The application of artificial intelligence (AI) into financial markets has revolutionised quantitative trading and market forecasting by increasing the efficiency of algorithmic trading, improving the accuracy of market predictions and facilitating real-time market decisions. This paper will provide an overview of the application of Al in the financial markets focusing on the use of machine learning (ML), deep learning (DL) and reinforcement learning (RL) in optimizing the trading algorithms, specifically the capability of Al to process very high data points and complex relationships that other quantitative models are unable to capture. We will discuss trading algorithms such as XGBoost, deep neural networks such as long short-term memory (LSTM) networks and convolutional neural networks (CNNs), how they can outperform traditional quantitative trading models and real-time decision making in stock price prediction, pattern recognition and trading strategy optimisation. We will also look at Al-enhanced predictive models that utilise deep learning and layered models, such as Natural language processing (NLP) sentiment analysis to capture the public sentiment in the market to forecast employing diverse datasets such as historical prices, market volatility, macroeconomic factors and social media sentiment to improve the forecasting accuracy.
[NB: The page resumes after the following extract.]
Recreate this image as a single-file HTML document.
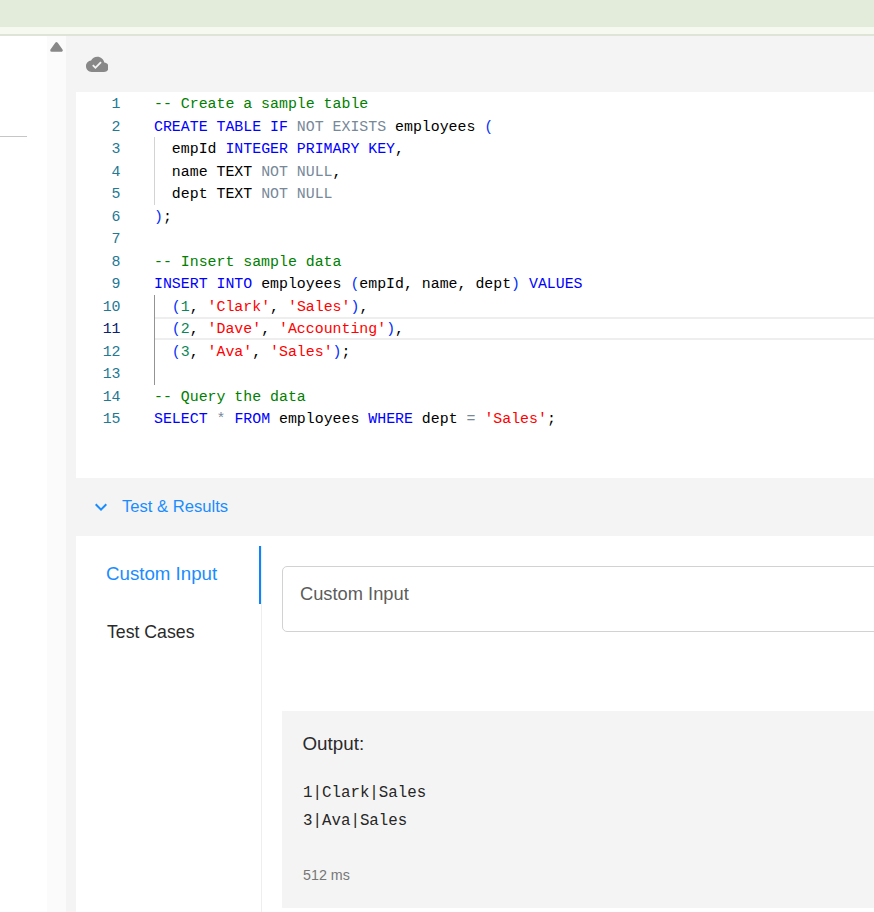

By going through several experiments and case studies, this paper will shed light on the impact of entrusting quantitative trading and market forecasting decisions to AI for improved performance and reduced errors. There are many challenges ahead but AI plays a constructive role in improving the trading strategies and forecasting market outcomes accurately.

Keywords:

AI-driven optimization, quantitative trading, machine learning, deep learning, market forecasting.

Leng,R. (2024). AI-Driven Optimization of Financial Quantitative Trading Algorithms and Enhancement of Market Forecasting Capabilities. Applied and Computational Engineering,116,1-6.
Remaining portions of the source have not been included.